A PayFac holds a master merchant account and onboards sub-merchants under it — making the PayFac the merchant of record and absorbing chargeback liability. An ISO resells individual merchant accounts issued by a bank; each merchant gets their own MID and the bank holds primary liability.

Is Stripe a PayFac or an ISO?

Stripe operates as a PayFac (Payment Facilitator). When businesses sign up for Stripe, they become sub-merchants under Stripe’s master merchant account. Stripe is the merchant of record, handles underwriting, and absorbs chargebacks on behalf of its sub-merchants.

Do I need to register with Visa and Mastercard to become a PayFac?

Yes. Visa and Mastercard both require Payment Facilitators to register with them directly. Visa calls this the PFAC (Payment Facilitator) programme; Mastercard has a similar PayFac registration. Registration involves fees, compliance attestations, and ongoing reporting requirements.

Can an ISO become a PayFac?

Yes, and many do. The transition typically involves signing a new master merchant agreement with an acquiring bank, registering with card networks, building or buying underwriting and risk infrastructure, and setting up a reserve account. It is a significant investment but unlocks considerably higher economics at scale.

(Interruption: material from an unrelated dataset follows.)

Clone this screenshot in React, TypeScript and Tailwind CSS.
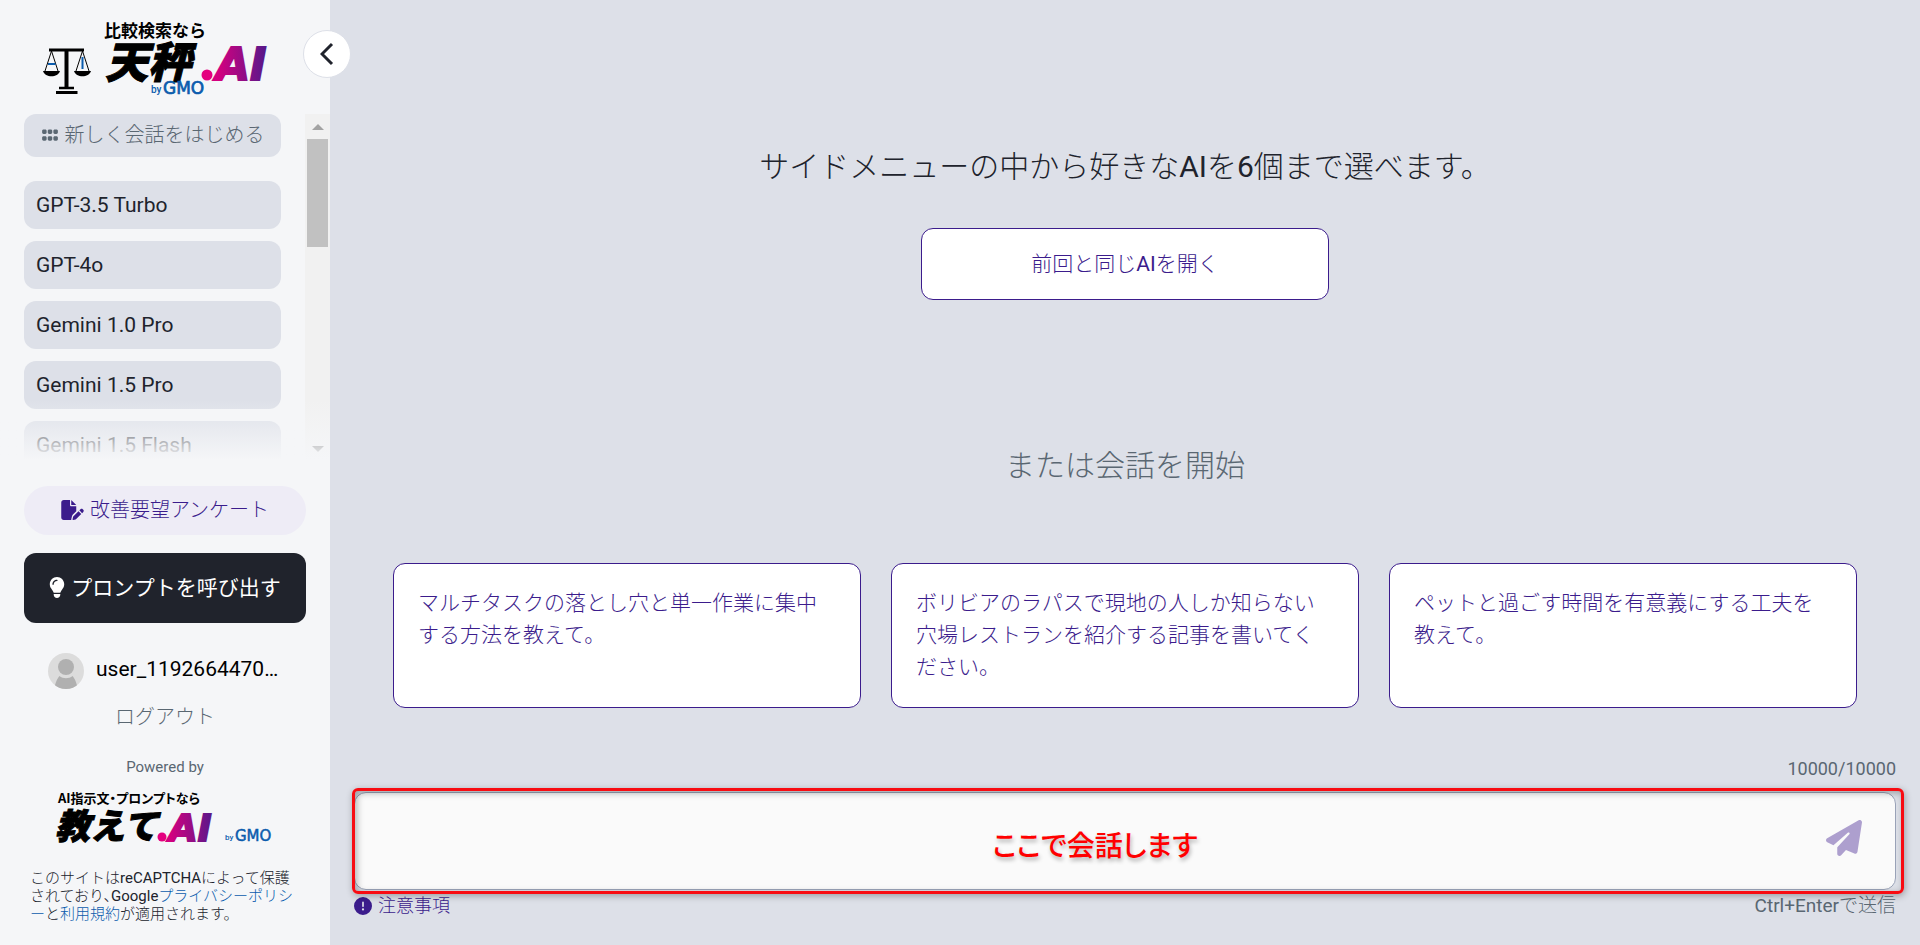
import clsx from "clsx";
import type { ReactNode } from "react";
import {
	FaCircleExclamation,
	FaFilePen,
	FaGrip,
	FaLightbulb,
	FaPaperPlane,
} from "react-icons/fa6";

const models = [
	"GPT-3.5 Turbo",
	"GPT-4o",
	"Gemini 1.0 Pro",
	"Gemini 1.5 Pro",
	"Gemini 1.5 Flash",
];

const suggestions = [
	"マルチタスクの落とし穴と単一作業に集中する方法を教えて。",
	"ボリビアのラパスで現地の人しか知らない穴場レストランを紹介する記事を書いてください。",
	"ペットと過ごす時間を有意義にする工夫を教えて。",
];

const TenbinLogo = () => (
	<svg
		width="248"
		height="104"
		viewBox="0 0 248 104"
		role="img"
		aria-label="天秤.AI byGMO"
	>
		<defs>
			<linearGradient
				id="tenbin-ai"
				gradientUnits="userSpaceOnUse"
				x1="178"
				x2="236"
				y1="0"
				y2="0"
			>
				<stop offset="0" stopColor="#d4007f" />
				<stop offset="0.5" stopColor="#8a0f86" />
				<stop offset="1" stopColor="#3b1c8c" />
			</linearGradient>
		</defs>
		<g stroke="#000" fill="none">
			<path d="M9 50H44" strokeWidth="3" />
			<path d="M26.500 49V89" strokeWidth="4" />
			<path d="M19 88H34" strokeWidth="2.500" />
			<path d="M16 92.500H37.500" strokeWidth="3" />
			<path d="M11.500 51L5 71M11.500 51L18 71M42.500 51L36 71M42.500 51L49 71" />
		</g>
		<path d="M3 71H20C18 78 5 78 3 71ZM34 71H51C49 78 36 78 34 71Z" />
		<path d="M8 64H15.500M42.500 57V69" stroke="#0b5cad" strokeWidth="2" />
		<text
			x="64"
			y="37"
			className="font-['Noto_Sans_CJK_JP',sans-serif] text-[17px] font-bold"
		>
			比較検索なら
		</text>
		<text
			x="65"
			y="78"
			stroke="#000"
			className="font-['Noto_Sans_CJK_JP',sans-serif] text-[43px] font-black italic"
		>
			天秤
		</text>
		<circle cx="167" cy="75" r="5.500" fill="#e4007f" />
		<text
			x="176"
			y="80"
			fill="url(#tenbin-ai)"
			stroke="url(#tenbin-ai)"
			strokeWidth="2"
			className="font-['DejaVu_Sans',sans-serif] text-[44px] font-bold italic"
		>
			AI
		</text>
		<text
			x="111"
			y="93"
			fill="#0b5cad"
			className="font-[Roboto,sans-serif] text-[10px] font-medium"
		>
			by
		</text>
		<text
			x="123"
			y="94"
			fill="#0b5cad"
			stroke="#0b5cad"
			strokeWidth="0.700"
			className="font-['DejaVu_Sans',sans-serif] text-[17px]"
		>
			GMO
		</text>
	</svg>
);

const OshieteLogo = () => (
	<svg
		width="228"
		height="60"
		viewBox="0 0 228 60"
		role="img"
		aria-label="教えて.AI byGMO"
	>
		<defs>
			<linearGradient
				id="oshiete-ai"
				gradientUnits="userSpaceOnUse"
				x1="116"
				x2="168"
				y1="0"
				y2="0"
			>
				<stop offset="0" stopColor="#d4007f" />
				<stop offset="0.5" stopColor="#8a0f86" />
				<stop offset="1" stopColor="#3b1c8c" />
			</linearGradient>
		</defs>
		<text
			x="4"
			y="16"
			className="font-['Noto_Sans_CJK_JP',sans-serif] text-[13px] font-bold [font-feature-settings:'palt']"
		>
			AI指示文・プロンプトなら
		</text>
		<text
			x="1"
			y="52"
			stroke="#000"
			className="font-['Noto_Sans_CJK_JP',sans-serif] text-[35px] font-black italic"
		>
			教えて
		</text>
		<circle cx="108" cy="50" r="4.500" fill="#e4007f" />
		<text
			x="115"
			y="54"
			fill="url(#oshiete-ai)"
			stroke="url(#oshiete-ai)"
			strokeWidth="2"
			className="font-['DejaVu_Sans',sans-serif] text-[37px] font-bold italic"
		>
			AI
		</text>
		<text
			x="171"
			y="53"
			fill="#0b5cad"
			className="font-[Roboto,sans-serif] text-[8px] font-medium"
		>
			by
		</text>
		<text
			x="181"
			y="54"
			fill="#0b5cad"
			stroke="#0b5cad"
			strokeWidth="0.500"
			className="font-['DejaVu_Sans',sans-serif] text-[15px]"
		>
			GMO
		</text>
	</svg>
);

const Avatar = () => (
	<svg width="36" height="36" viewBox="0 0 36 36" aria-hidden="true">
		<clipPath id="avatar">
			<circle cx="18" cy="18" r="18" />
		</clipPath>
		<g clipPath="url(#avatar)">
			<rect width="36" height="36" fill="#dcdcdc" />
			<circle cx="18" cy="14" r="8" fill="#b0b0b0" />
			<path
				d="M6 38C7 30 9 26 11.500 23C15 26 21 26 24.500 23C27 26 29 30 30 38Z"
				fill="#b0b0b0"
			/>
		</g>
	</svg>
);

const Scrollbar = () => (
	<div
		className="flex w-[25px] shrink-0 flex-col items-center bg-[#f1f1f1]"
		aria-hidden="true"
	>
		<svg width="12" height="25" viewBox="0 0 12 25">
			<path d="M0 16L6 10L12 16Z" fill="#a3a3a3" />
		</svg>
		<div className="h-[108px] w-[21px] bg-[#c1c1c1]" />
		<svg className="mt-auto" width="12" height="25" viewBox="0 0 12 25">
			<path d="M0 11L6 17L12 11Z" fill="#505050" />
		</svg>
	</div>
);

type CardButtonProps = {
	className?: string;
	children: ReactNode;
};

const CardButton = ({ className, children }: CardButtonProps) => (
	<button
		type="button"
		className={clsx(
			"rounded-xl border border-[#3b1c8c] bg-white text-[21px] leading-[32px] text-[#3b1c8c]",
			className,
		)}
	>
		{children}
	</button>
);

const Sidebar = () => (
	<aside className="relative flex h-screen w-[330px] shrink-0 flex-col bg-[#f5f6f8]">
		<div className="h-[114px] shrink-0 pl-10">
			<TenbinLogo />
		</div>
		<button
			type="button"
			aria-label="メニューを閉じる"
			className="absolute top-[30px] -right-[21px] flex size-12 items-center justify-center rounded-full border border-[#dde0e8] bg-white"
		>
			<svg width="14" height="24" viewBox="0 0 14 24">
				<path
					d="M12 2L2 12L12 22"
					fill="none"
					stroke="#20232c"
					strokeWidth="3"
				/>
			</svg>
		</button>

		<div className="relative flex min-h-0 flex-1 overflow-hidden">
			<div className="flex-1 px-6">
				<button
					type="button"
					className="mb-6 flex h-[43px] w-full items-center justify-center gap-1.5 rounded-xl bg-[#dde0e8] pb-0.5 text-xl text-[#5a6772]"
				>
					<FaGrip className="size-[18px]" />
					新しく会話をはじめる
				</button>
				<ul className="flex flex-col gap-3">
					{models.map((model) => (
						<li key={model}>
							<button
								type="button"
								className="h-12 w-full rounded-xl bg-[#dde0e8] px-3 pt-0.5 text-left text-[21px] text-[#20232c]"
							>
								{model}
							</button>
						</li>
					))}
				</ul>
			</div>
			<Scrollbar />
			<div className="pointer-events-none absolute inset-x-0 bottom-0 h-[60px] bg-linear-to-b from-[#f5f6f8]/0 to-[#f5f6f8]" />
		</div>

		<div className="flex shrink-0 flex-col px-6 pt-[26px] pb-[22px]">
			<button
				type="button"
				className="flex h-[49px] items-center justify-center gap-1.5 rounded-full bg-[#eeecf6] pb-0.5 text-xl text-[#3b1c8c]"
			>
				<FaFilePen className="h-5 w-[23px]" />
				改善要望アンケート
			</button>
			<button
				type="button"
				className="mt-[18px] flex h-[70px] items-center justify-center gap-1.5 rounded-xl bg-[#20232c] pb-0.5 font-['Noto_Sans_CJK_JP',sans-serif] text-[21px] text-white"
			>
				<FaLightbulb className="h-[21px] w-4" />
				プロンプトを呼び出す
			</button>
			<div className="mt-[30px] flex items-center gap-3 px-6">
				<Avatar />
				<span className="pb-1 text-[21px] leading-7 text-black">
					user_1192664470…
				</span>
			</div>
			<a href="#logout" className="mt-3.5 text-center text-xl text-[#5a6772]">
				ログアウト
			</a>
			<p className="mt-6 text-center text-[15px] leading-6 text-[#5a6772]">
				Powered by
			</p>
			<div className="mt-2 pl-[30px]">
				<OshieteLogo />
			</div>
			<p className="mt-[22px] px-1.5 text-[15px] leading-[18px] break-all text-[#20232c] [font-feature-settings:'halt']">
				このサイトはreCAPTCHAによって保護されており、Google
				<a href="#privacy" className="text-[#0b5cad]">
					プライバシーポリシー
				</a>
				と
				<a href="#terms" className="text-[#0b5cad]">
					利用規約
				</a>
				が適用されます。
			</p>
		</div>
	</aside>
);

const MessageForm = () => (
	<form className="mt-auto flex flex-col">
		<p className="text-right text-lg leading-[27px] text-[#5a6772]">
			10000/10000
		</p>
		<div className="relative mt-2.5 flex h-[98px]">
			<textarea
				aria-label="メッセージ"
				className="flex-1 resize-none rounded-xl border border-[#9aa3b8] bg-[#fafafa] p-6 pr-24 text-xl outline-none"
			/>
			<button
				type="submit"
				aria-label="送信"
				className="absolute top-7 right-[34px] text-[#ad9fce]"
			>
				<FaPaperPlane className="size-9" />
			</button>
			{/* highlight frame and note over the input */}
			<div className="pointer-events-none absolute -inset-x-0.5 -inset-y-1 -right-2 rounded-md border-3 border-[#f80c12] shadow-[1px_2px_7px_rgba(0,0,0,0.3),inset_2px_2px_7px_rgba(0,0,0,0.3)]" />
			<p className="pointer-events-none absolute inset-y-0 right-[60px] left-0 flex items-center justify-center pt-1.5 font-['Noto_Sans_CJK_JP_Medium','Noto_Sans_CJK_JP',sans-serif] text-[28px] text-[#ff0000] [font-feature-settings:'palt'] text-shadow-[1px_3px_4px_rgba(0,0,0,0.3)]">
				ここで会話します
			</p>
		</div>
		<div className="mt-0.5 flex items-center justify-between leading-7 text-[#5a6772]">
			<a
				href="#notes"
				className="flex items-center gap-1.5 text-lg leading-7 text-[#3b1c8c]"
			>
				<FaCircleExclamation className="size-[18px]" />
				注意事項
			</a>
			<span className="text-[19px]">Ctrl+Enterで送信</span>
		</div>
	</form>
);

const App = () => (
	<div className="flex min-h-screen bg-[#dde0e8] font-[Roboto,'Noto_Sans_CJK_JP_Light','Noto_Sans_CJK_JP',sans-serif] text-[#20232c]">
		<Sidebar />
		<main className="flex min-w-0 flex-1 flex-col px-6 pt-36 pb-[25px]">
			<h1 className="text-center text-[30px] leading-[45px]">
				サイドメニューの中から好きなAIを6個まで選べます。
			</h1>
			<CardButton className="mt-[39px] h-[72px] w-[408px] self-center">
				前回と同じAIを開く
			</CardButton>
			<h2 className="mt-[143px] text-center text-[30px] leading-[45px] text-[#5a6772]">
				または会話を開始
			</h2>
			<div className="mt-[75px] grid grid-cols-3 gap-[30px] px-[39px]">
				{suggestions.map((text) => (
					<CardButton
						key={text}
						className="flex min-h-[145px] items-start px-6 py-[23px] text-left"
					>
						{text}
					</CardButton>
				))}
			</div>
			<MessageForm />
		</main>
	</div>
);

export default App;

What is the difference between a PayFac and a PSP?

The terms are often used interchangeably, but there is a technical distinction. A PSP (Payment Service Provider) is the broader category — any company that provides payment processing services. A PayFac is a specific type of PSP that holds a master merchant account and onboards sub-merchants. All PayFacs are PSPs, but not all PSPs are PayFacs.